When Horses Met Horsepower
By the early 1910s, something new appeared on the mountain road: the motor stage.
At first, automobiles shared the road with horses. Engines sputtered and overheated. Tires punctured constantly. Passengers still walked steep hills. Drivers carried chains, tools, spare tires, and a mechanic’s instincts.
Reliance Stages in East Portland and Sandy garage owner Bob Elliott were among the early operators running motor stages to Government Camp. Vehicles such as Pierce-Arrows, White touring cars, and Cadillacs were modified to survive the grades. Some pulled freight trailers. Others carried canvas tops to shield passengers from sun and sudden mountain storms.
One of the most vivid chroniclers of this era was Dr. Ivan Woolley, whose memoir Off to Mt. Hood remains one of the best accounts of early mountain travel.
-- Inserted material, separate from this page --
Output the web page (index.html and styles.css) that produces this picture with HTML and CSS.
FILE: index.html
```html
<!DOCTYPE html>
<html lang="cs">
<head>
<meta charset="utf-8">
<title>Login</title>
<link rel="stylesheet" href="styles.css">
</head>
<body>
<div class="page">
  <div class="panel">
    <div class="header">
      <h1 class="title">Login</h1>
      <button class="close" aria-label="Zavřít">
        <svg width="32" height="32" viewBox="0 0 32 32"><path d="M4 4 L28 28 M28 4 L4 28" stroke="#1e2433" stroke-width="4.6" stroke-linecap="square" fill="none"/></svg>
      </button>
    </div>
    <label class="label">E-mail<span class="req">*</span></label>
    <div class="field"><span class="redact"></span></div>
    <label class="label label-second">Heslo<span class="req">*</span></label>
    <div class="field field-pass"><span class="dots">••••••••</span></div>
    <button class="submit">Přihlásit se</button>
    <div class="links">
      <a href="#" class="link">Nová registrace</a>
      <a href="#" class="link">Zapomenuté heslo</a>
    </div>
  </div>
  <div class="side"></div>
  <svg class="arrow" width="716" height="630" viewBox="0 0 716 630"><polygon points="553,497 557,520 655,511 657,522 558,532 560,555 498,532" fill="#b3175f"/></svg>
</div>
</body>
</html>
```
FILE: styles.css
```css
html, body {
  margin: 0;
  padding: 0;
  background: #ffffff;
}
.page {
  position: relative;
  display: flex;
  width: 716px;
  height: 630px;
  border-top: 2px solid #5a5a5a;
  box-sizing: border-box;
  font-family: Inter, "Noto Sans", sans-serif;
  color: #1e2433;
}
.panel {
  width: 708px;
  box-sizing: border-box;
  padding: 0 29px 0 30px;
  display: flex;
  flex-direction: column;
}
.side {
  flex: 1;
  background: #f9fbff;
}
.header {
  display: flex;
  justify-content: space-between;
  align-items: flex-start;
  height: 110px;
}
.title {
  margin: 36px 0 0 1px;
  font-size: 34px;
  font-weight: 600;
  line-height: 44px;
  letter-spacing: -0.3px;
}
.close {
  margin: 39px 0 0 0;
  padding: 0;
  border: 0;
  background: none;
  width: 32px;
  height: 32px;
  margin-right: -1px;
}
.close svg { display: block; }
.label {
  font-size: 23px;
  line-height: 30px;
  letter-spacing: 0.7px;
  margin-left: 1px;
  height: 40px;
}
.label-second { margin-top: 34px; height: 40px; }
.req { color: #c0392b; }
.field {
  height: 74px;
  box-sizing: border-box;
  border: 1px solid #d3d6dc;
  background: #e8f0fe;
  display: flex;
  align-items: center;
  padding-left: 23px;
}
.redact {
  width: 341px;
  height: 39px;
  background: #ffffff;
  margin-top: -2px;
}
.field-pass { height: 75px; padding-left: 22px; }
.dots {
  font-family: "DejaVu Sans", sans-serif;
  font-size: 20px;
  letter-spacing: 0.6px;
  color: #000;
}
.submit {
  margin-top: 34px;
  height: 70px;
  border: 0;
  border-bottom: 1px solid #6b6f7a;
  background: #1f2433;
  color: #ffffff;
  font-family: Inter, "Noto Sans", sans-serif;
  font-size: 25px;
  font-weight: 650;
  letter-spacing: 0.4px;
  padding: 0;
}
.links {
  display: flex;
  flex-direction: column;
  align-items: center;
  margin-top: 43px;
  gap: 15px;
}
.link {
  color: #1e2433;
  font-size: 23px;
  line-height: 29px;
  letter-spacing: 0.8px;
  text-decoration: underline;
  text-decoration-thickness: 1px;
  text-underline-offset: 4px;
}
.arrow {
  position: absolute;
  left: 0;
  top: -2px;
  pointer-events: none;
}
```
Woolley described dust clouds hanging in the timber, mechanical breakdowns miles from help, and the cast of characters who rode the daily stages. Much of what we know about this transitional period survives because he took the time to record it.
This was a hybrid age. Horses had not fully disappeared. Automobiles had not yet conquered the mountain. Both struggled against a road never designed for engines.

Hills That Stopped Progress
The limitations of the old wagon road became increasingly obvious.
Laurel Hill remained treacherous. McIntyre Hill at Brightwood was so steep that hotelier John McIntyre reportedly hauled stalled automobiles to the top for a fee. Washouts were common. Spring runoff damaged bridges. Freight wagons and automobiles competed for space on narrow grades.
Travel demand was increasing faster than infrastructure.
By the 1910s, Mount Hood tourism was no longer a novelty. It was an industry. Resorts depended on reliable access. Portland investors promoted the mountain as a playground. The automobile had changed expectations.
People wanted speed. They wanted comfort. They wanted predictability. The old Barlow Road could not provide it.

The Scenic Highway Movement
Meanwhile, a revolution in road engineering was unfolding along the Columbia River.
The Columbia River Highway, completed in stages between 1913 and 1922, demonstrated what modern engineering could achieve. Designed for automobiles, it featured gentle grades, reinforced bridges, and scenic viewpoints built intentionally for motorists. It was not just a road. It was a statement about the future of travel.
If such a highway could be built along the cliffs of the Columbia Gorge, why not a modern route around Mount Hood? Momentum began to build for a complete redesign of mountain access.

The Mount Hood Loop Highway
By 1925, the Mount Hood Loop Highway had been completed, smoothing out the worst grades and replacing the most dangerous sections of the old wagon road. With the section to Government Camp, the section on the east side of the mountain connecting to Hood River and then along the Columbia River Highway through the Columbia River Gorge, they all formed a complete loop around the mountain.
The transformation was immediate. With improved roads and increasingly affordable, reliable and faster automobiles, tourists began driving themselves. The commercial stage lines—horse and motor alike—rapidly declined. What had once been essential transportation became obsolete almost overnight.
The mountain was no longer a distant excursion. It was a weekend drive.

The End of an Era
The era of the mountain stage lasted barely a few decades, yet it marked one of the most dramatic transitions in Mount Hood’s history. Within a single generation, travel shifted from animal power to engineered highways.
The old Barlow Road had carried settlers west. The stages carried tourists up. The Loop Highway carried the future of the mountain. And in doing so, it forever changed the pace—and purpose—of travel to Mount Hood.